Donato Dozzy's music has long been concerned with dropping the listener into just such a soundworld. The Italian producer's slowly churning, trance-inducing dance music (the wonderful term 'headfuck techno' has in the past been thrown around to describe his sound) constructs environments where all is not where it seems: where hi-hats scrawl outward into long rips like droplets of dye falling slowly through fluid, where isolated kickdrum hits soften around the edges and blush outward into the surrounding ambience. Like any good hypnotist, he keeps his rhythms consistent enough to lull, but in flux enough to prevent the brain from being able to predict their next move and thus switch off entirely. In Dozzy's drowned world the mind is lured into a suggestible semi-sleep state, in which rhythmic elements are allowed to assume new forms, until each component of the music transforms into something else: a hi-hat cracks like a snare, a tom billows like a bass note, drum hits become glottal stops, entire swarms of percussive fragments coalesce into long wisps of melody. On 2010's K album everything was frequently drenched in great algal blooms of synth that suffused the mix and slowed its momentum to a mere drift. In contrast J, last year's collaborative mix with Cio D'Or, released as a response to the Fukushima disaster in Japan, felt unencumbered by the drag of the medium surrounding it, to the point where techno's rhythms were master of, rather than slave to, the water in which they frolicked.

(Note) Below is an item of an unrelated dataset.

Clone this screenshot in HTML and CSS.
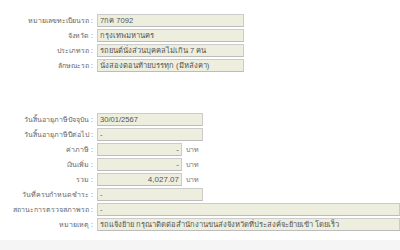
FILE: index.html
```html
<!DOCTYPE html>
<html lang="th">
<head>
	<meta charset="UTF-8">
	<title>ข้อมูลรถ</title>
	<link rel="stylesheet" href="styles.css">
</head>
<body>
	<div class="page">
		<div class="group">
			<div class="row"><div class="label">หมายเลขทะเบียนรถ :</div><div class="field wide">7กค 7092</div></div>
			<div class="row"><div class="label">จังหวัด :</div><div class="field wide">กรุงเทพมหานคร</div></div>
			<div class="row"><div class="label">ประเภทรถ :</div><div class="field wide">รถยนต์นั่งส่วนบุคคลไม่เกิน 7 คน</div></div>
			<div class="row"><div class="label">ลักษณะรถ :</div><div class="field wide">นั่งสองตอนท้ายบรรทุก (มีหลังคา)</div></div>
		</div>
		<div class="group second">
			<div class="row"><div class="label">วันสิ้นอายุภาษีปัจจุบัน :</div><div class="field date">30/01/2567</div></div>
			<div class="row"><div class="label">วันสิ้นอายุภาษีปีต่อไป :</div><div class="field date">-</div></div>
			<div class="row"><div class="label">ค่าภาษี :</div><div class="field money">-</div><span class="unit">บาท</span></div>
			<div class="row"><div class="label">เงินเพิ่ม :</div><div class="field money">-</div><span class="unit">บาท</span></div>
			<div class="row"><div class="label">รวม :</div><div class="field money">4,027.07</div><span class="unit">บาท</span></div>
			<div class="row"><div class="label">วันที่ครบกำหนดชำระ :</div><div class="field date">-</div></div>
			<div class="row"><div class="label">สถานะการตรวจสภาพรถ :</div><div class="field full">-</div></div>
			<div class="row"><div class="label">หมายเหตุ :</div><div class="field full">รถแจ้งย้าย กรุณาติดต่อสำนักงานขนส่งจังหวัดที่ประสงค์จะย้ายเข้า โดยเร็ว</div></div>
		</div>
	</div>
	<div class="footer"></div>
</body>
</html>
```

FILE: styles.css
```css
body {
	margin: 0;
	background: #fff;
	font-family: Tahoma, "Liberation Sans", "Noto Sans", sans-serif;
	font-size: 7.6px;
}
.page { padding-top: 14px; height: 226px; }
.group { display: flex; flex-direction: column; gap: 2px; }
.second { margin-top: 41px; }
.row { display: flex; align-items: center; height: 13px; }
.label {
	width: 93px;
	text-align: right;
	color: #666;
	font-size: 7px;
	padding-right: 4px;
	white-space: nowrap;
}
.field {
	height: 11px;
	line-height: 11px;
	background: #eeeedf;
	border: 1px solid #cbcbcb;
	border-bottom-color: #bcbcbc;
	color: #555;
	padding: 0 2px;
	white-space: nowrap;
	overflow: hidden;
}
.wide { width: 141px; }
.date { width: 100px; }
.money { width: 79px; text-align: right; font-size: 8px; }
.full { width: 297px; }
.unit { color: #777; font-size: 7px; margin-left: 4px; }
.footer { height: 10px; background: #f5f5f5; }
```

As if its title wasn't self-evident enough, Voices From The Lake, a joint effort by Dozzy and frequent collaborator Neel, doesn't stray too far from the life aquatic. A recording/refinement of the duo's performance at last year's Labyrinth festival in Japan, it's an unbroken 70 minutes of music, its track divides feeling practically inconsequential - except, perhaps, for their usefulness as skip markers: in the modern world, is it tough to expect listeners to find an unbroken stretch of time during which to absorb a record that unfolds this delicately? Despite the proliferation of free DJ mixes across the internet, the way we're now demanded to consume them is fragmented and pockmarked with distraction. Social networks, message boards and email inboxes don't maintain themselves, after all. So, more than any of Dozzy's music so far - but a natural culmination of the Italian producer's history as an after hours DJ at Berlin's Panoramabar and crafter of slow, immersive techno - Voices From The Lake is a love letter to slow, concentrated listening.

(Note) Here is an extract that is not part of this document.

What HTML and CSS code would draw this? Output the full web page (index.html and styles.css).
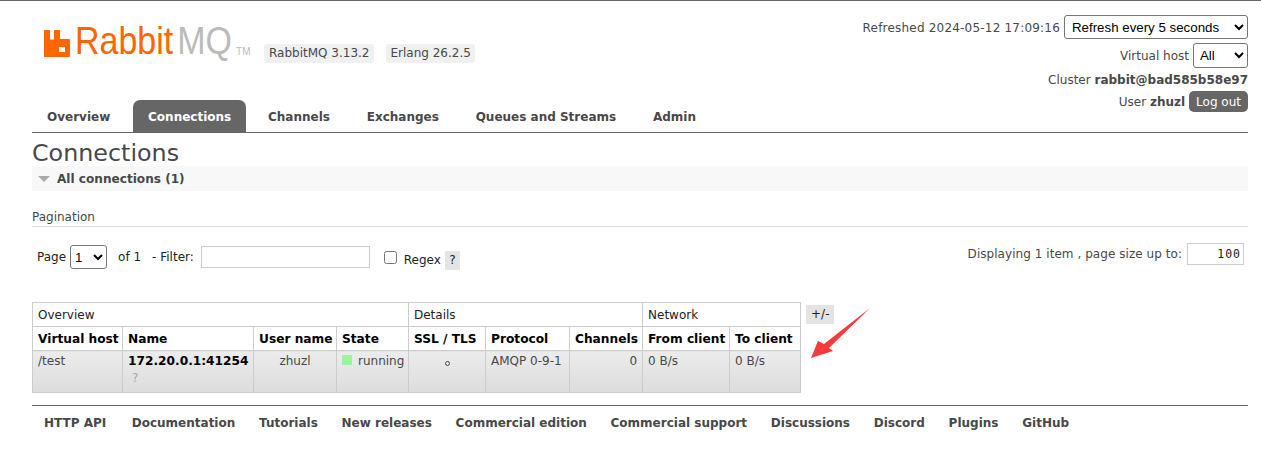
FILE: index.html
```html
<!DOCTYPE html>
<html lang="en">
<head>
    <meta charset="UTF-8">
    <title>RabbitMQ Management</title>
    <link rel="stylesheet" href="styles.css">
</head>
<body>
    <div class="header">
        <div class="brand">
            <div class="logo">
                <svg class="logo-mark" width="26" height="27" viewBox="0 3 26 27">
                    <path fill="#f60" fill-rule="evenodd" d="M0 3.500Q0 3 .5 3H5.500Q6 3 6 3.500V12.500H10V3.500Q10 3 10.500 3H15.500Q16 3 16 3.500V12H25.500Q26 12 26 12.500V29.500Q26 30 25.500 30H.5Q0 30 0 29.500ZM15 20V25H21V20Z"/>
                </svg>
                <span class="logo-word logo-rabbit">Rabbit</span>
                <span class="logo-word logo-mq">MQ</span>
                <span class="logo-tm">TM</span>
            </div>
            <span class="version">RabbitMQ 3.13.2</span>
            <span class="version">Erlang 26.2.5</span>
        </div>
        <div class="status">
            <div class="status-row">
                <span class="refreshed">Refreshed 2024-05-12 17:09:16</span>
                <select class="refresh-select"><option>Refresh every 5 seconds</option></select>
            </div>
            <div class="status-row">
                <span>Virtual host</span>
                <select class="vhost-select"><option>All</option></select>
            </div>
            <div class="status-row cluster-row">
                <span>Cluster <b>rabbit@bad585b58e97</b></span>
            </div>
            <div class="status-row user-row">
                <span>User <b>zhuzl</b></span>
                <button class="logout" type="button">Log out</button>
            </div>
        </div>
    </div>

    <!-- Navigation -->
    <div class="tabs">
        <a href="#">Overview</a>
        <a href="#" class="selected">Connections</a>
        <a href="#">Channels</a>
        <a href="#">Exchanges</a>
        <a href="#">Queues and Streams</a>
        <a href="#">Admin</a>
    </div>

    <div class="main">
        <h1>Connections</h1>
        <div class="section-title"><span class="triangle"></span>All connections (1)</div>

        <h3>Pagination</h3>
        <div class="pagination">
            <div class="page-left">
                <label class="page-label">Page</label>
                <select class="page-select"><option>1</option></select>
                <span class="page-of">of 1</span>
                <span class="page-filter">- Filter:</span>
                <input class="filter-input" type="text">
                <input class="regex-check" type="checkbox">
                <span class="regex-label">Regex</span>
                <span class="help">?</span>
            </div>
            <div class="page-right">
                <span class="page-count">Displaying 1 item , page size up to:</span>
                <input class="size-input" type="text" value="100">
            </div>
        </div>

        <div class="table-wrap">
            <table>
                <colgroup>
                    <col class="c-vhost"><col class="c-name"><col class="c-user"><col class="c-state">
                    <col class="c-ssl"><col class="c-proto"><col class="c-chan">
                    <col class="c-from"><col class="c-to">
                </colgroup>
                <thead>
                    <tr class="group-row">
                        <th colspan="4">Overview</th>
                        <th colspan="3">Details</th>
                        <th colspan="2">Network</th>
                    </tr>
                    <tr class="head-row">
                        <th>Virtual host</th>
                        <th>Name</th>
                        <th>User name</th>
                        <th>State</th>
                        <th>SSL / TLS</th>
                        <th>Protocol</th>
                        <th>Channels</th>
                        <th>From client</th>
                        <th>To client</th>
                    </tr>
                </thead>
                <tbody>
                    <tr>
                        <td>/test</td>
                        <td><b class="conn-name">172.20.0.1:41254</b><div class="conn-sub">?</div></td>
                        <td class="center">zhuzl</td>
                        <td><span class="state-dot"></span>running</td>
                        <td class="center"><span class="ssl-mark"></span></td>
                        <td>AMQP 0-9-1</td>
                        <td class="right">0</td>
                        <td>0 B/s</td>
                        <td>0 B/s</td>
                    </tr>
                </tbody>
            </table>
            <span class="plus-minus">+/-</span>
            <svg class="arrow" width="62" height="53" viewBox="0 0 62 53">
                <path fill="#f73a3a" d="M60 1L14 37L8 34L1 51L23 44L19 41Z"/>
            </svg>
        </div>
    </div>

    <div class="footer">
        <a href="#">HTTP API</a>
        <a href="#">Documentation</a>
        <a href="#">Tutorials</a>
        <a href="#">New releases</a>
        <a href="#">Commercial edition</a>
        <a href="#">Commercial support</a>
        <a href="#">Discussions</a>
        <a href="#">Discord</a>
        <a href="#">Plugins</a>
        <a href="#">GitHub</a>
    </div>
</body>
</html>
```

FILE: styles.css
```css
body {
    margin: 0;
    padding: 0;
    border-top: 1px solid #666;
    background-color: #fff;
    color: #484848;
    font-family: "DejaVu Sans", Verdana, sans-serif;
    font-size: 12px;
}
b {
    font-weight: bold;
}
.header {
    display: flex;
    justify-content: space-between;
    height: 99px;
    margin: 0 13px 0 32px;
}
.brand {
    display: flex;
    align-items: flex-start;
    padding-top: 26px;
}
.logo {
    display: flex;
    flex: none;
    align-items: flex-end;
    width: 208px;
    height: 30px;
    margin: 0 12px;
    font-family: "Liberation Sans", Arial, sans-serif;
}
.logo-mark {
    flex: none;
    margin-right: 5px;
}
.logo-word {
    font-size: 34px;
    line-height: 30px;
    height: 30px;
    transform: scaleY(1.120);
    transform-origin: 0 24px;
}
.logo-rabbit {
    color: #f60;
}
.logo-mq {
    margin-left: 4px;
    color: #bbb;
}
.logo-tm {
    margin: 0 0 0 4px;
    color: #bbb;
    font-size: 10px;
    line-height: 10px;
}
.version {
    margin: 17px 12px 0 0;
    padding: 2px 5px;
    line-height: 15px;
    background-color: #f0f0f0;
    border-radius: 3px;
}
.version + .version {
    padding: 2px 4px;
}
.status {
    display: flex;
    flex-direction: column;
    align-items: flex-end;
    padding-top: 12px;
}
.status-row {
    display: flex;
    flex: none;
    align-items: center;
    gap: 4px;
    height: 28px;
}
.status-row span {
    margin-top: 2px;
}
.refreshed {
    letter-spacing: .2px;
}
.cluster-row {
    height: 20px;
}
.user-row {
    height: 24px;
}
select {
    font-family: "Liberation Sans", Arial, sans-serif;
    font-size: 13.300px;
    color: #000;
    background-color: #fff;
    border: 1px solid #767676;
    border-radius: 3px;
}
.refresh-select {
    width: 184px;
    height: 24px;
    padding-left: 3px;
}
.vhost-select {
    width: 55px;
    height: 25px;
    padding-left: 2px;
}
.logout {
    height: 21px;
    margin-top: 1px;
    padding: 0 7px;
    border: none;
    border-radius: 5px;
    background-color: #666;
    color: #fff;
    font-family: "DejaVu Sans", Verdana, sans-serif;
    font-size: 12px;
}
.tabs {
    display: flex;
    height: 32px;
    margin: 0 13px 0 32px;
    border-bottom: 1px solid #666;
}
.tabs a {
    margin-right: 6.800px;
    padding: 0 15px;
    line-height: 35px;
    color: #484848;
    font-weight: bold;
    text-decoration: none;
    border-radius: 7px 7px 0 0;
}
.tabs a:first-child {
    padding-right: 16px;
}
.tabs a.selected {
    background-color: #666;
    color: #fff;
}
.main {
    margin: 0 13px 0 32px;
}
h1 {
    margin: 0;
    font-size: 23.800px;
    font-weight: normal;
    line-height: 40px;
    height: 33px;
}
.section-title {
    height: 25px;
    line-height: 27px;
    background-color: #f8f8f8;
    font-size: 12.100px;
    font-weight: bold;
}
.triangle {
    display: inline-block;
    margin: 0 7px 0 6px;
    border-style: solid;
    border-width: 6px 6px 0 6px;
    border-color: #aaa transparent transparent transparent;
    vertical-align: 1px;
}
h3 {
    margin: 19px 0 0 0;
    padding-bottom: 1px;
    height: 15px;
    font-size: 12px;
    font-weight: normal;
    line-height: 15px;
    border-bottom: 1px solid #ddd;
}
.pagination {
    display: flex;
    justify-content: space-between;
    align-items: center;
    height: 60px;
}
.page-left {
    display: flex;
    align-items: center;
    padding-left: 5px;
    color: #222;
}
.page-right {
    display: flex;
    align-items: center;
    gap: 5px;
    padding-right: 4px;
    margin-top: -6px;
}
.page-count {
    letter-spacing: .05px;
}
.page-select {
    width: 37px;
    height: 24px;
    margin-left: 4px;
}
.page-of {
    margin: -1px 0 0 11px;
}
.page-filter {
    margin: -1px 0 0 11px;
}
.filter-input {
    width: 165px;
    height: 18px;
    margin: 0 0 0 7px;
    padding: 1px;
    border: 1px solid #ccc;
}
.regex-check {
    width: 13px;
    height: 13px;
    margin: 0 0 0 14px;
}
.regex-label {
    margin: 6px 0 0 7px;
}
.help {
    margin: 6px 0 0 4px;
    padding: 0 4.500px;
    line-height: 19px;
    background-color: #e4e4e4;
}
.size-input {
    width: 51px;
    height: 18px;
    margin: 0;
    padding: 1px 2px;
    border: 1px solid #ccc;
    color: #222;
    text-align: right;
    font-family: "DejaVu Sans Mono", monospace;
    font-size: 11.500px;
    letter-spacing: 1px;
}
.table-wrap {
    position: relative;
    display: flex;
    align-items: flex-start;
    margin-top: 15px;
}
table {
    width: 768px;
    table-layout: fixed;
    border-collapse: collapse;
    border: 1px solid #ccc;
}
.c-vhost { width: 90px; }
.c-name { width: 131px; }
.c-user { width: 83px; }
.c-state { width: 72px; }
.c-ssl { width: 77px; }
.c-proto { width: 84px; }
.c-chan { width: 73px; }
.c-from { width: 87px; }
.c-to { width: 71px; }
th, td {
    padding: 0 5px;
    border: 1px solid #ccc;
    text-align: left;
    white-space: nowrap;
    overflow: hidden;
}
.group-row th {
    height: 23px;
    font-weight: normal;
    color: #222;
}
.head-row th {
    height: 23px;
    color: #000;
    font-weight: bold;
    font-size: 12.200px;
}
td {
    height: 39px;
    padding-top: 2px;
    vertical-align: top;
    line-height: 17px;
    background: linear-gradient(#ececec, #dcdcdc);
}
.center {
    text-align: center;
}
.right {
    text-align: right;
}
.conn-name {
    color: #000;
    font-size: 12.200px;
}
.conn-sub {
    padding-left: 4px;
    color: #aaa;
}
.state-dot {
    display: inline-block;
    width: 10px;
    height: 10px;
    margin-right: 6px;
    background-color: #98f898;
}
.ssl-mark {
    display: inline-block;
    width: 3px;
    height: 3px;
    border: 1px solid #484848;
    border-radius: 50%;
    vertical-align: -1px;
}
.plus-minus {
    margin: 3px 0 0 5px;
    padding: 0 5px;
    line-height: 19px;
    background-color: #e4e4e4;
    color: #222;
}
.arrow {
    position: absolute;
    left: 778px;
    top: 5px;
}
.footer {
    display: flex;
    gap: 23.750px;
    height: 33px;
    margin: 12px 13px 0 32px;
    padding-left: 12px;
    border-top: 1px solid #666;
    line-height: 35px;
}
.footer a {
    color: #484848;
    font-weight: bold;
    text-decoration: none;
}
.footer a:first-child {
    min-width: 64px;
}
```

In that context, his mimicking of the sonic properties of an underwater environment feels very much like an effort to detach a listener from the distractions of on-land (and online). Each track in succession is ushered in by the addition of a new puzzle piece or two, pushing transitions into the realms of the imperceptible, unless you're listening on a player that adds an irritating blip between tracks. Melody arrives both implict within the chatter of struck percussion and in the form of background ambience, long eddies that curl into earshot from source unknown and expand to fill the mix, often across two or three tracks. Patience is a virtue here. It takes until the middle of the album's fourth movement 'Circe', before melodies begin to prickle around the edges; it's not until halfway through the fifth, 'S.T. –VFTL Rework-', a full eight minutes later, that they reach full capacity and draw the album into hitherto unexplored territory.
Techno, with its much vaunted affinity with sonic fictions and alternate futures, often trains its eye on the farthest reaches of the cosmos. The history of Detroit techno in particular is littered with interstellar debris - 'No UFOs'; X-102 Discovers The Rings Of Saturn; Interstellar Fugitives; 'The Final Frontier'; 'Cosmic Cars'. Outer space provides a perfect blank canvas upon which to project the notions and imagery of the future so strongly associated with the likes of Juan Atkins and Underground Resistance. The genre's plunges into the depths of the sea - a far closer but equally expansive unknown - tend to be less often discussed, but are just as significant. In the last few months alone we've had two major reissues of nineties techno intimately linked with the ocean - Journey Of The Deep Sea Dweller's gathering of early Drexciyan communiques and Porter Ricks' dub-techno opus Biokinetics. The former's intricate mythologies, still concerned (like Drexciya's Detroit contemporaries) with technological futures, were beautifully contrasted with the latter's more elemental stirrings, which whipped up volatile currents and deadly undertows.
Voices From The Lake falls closer to the latter than the former, in that it's less concerned with taming the tides than simply evoking their physical properties. It's still fundamentally fictional, in that the pinprick clarity of its contents imagines what the underwater world might sound like, were human ears only equipped with the right evolutionary gear to receive it in high-definition (instead of the muddy directionless rush we hear when dunked in a swimming pool). But like all techno, which is used to suspend normal notions of time in a club environment, the underwater sensory confusion of Voices From The Lake is used as a means to create a similarly time-stretched effect. Dozzy and Neel's resonance chamber might be fluid-filled where Panoramabar is air-filled, but both spaces serve much the same purpose.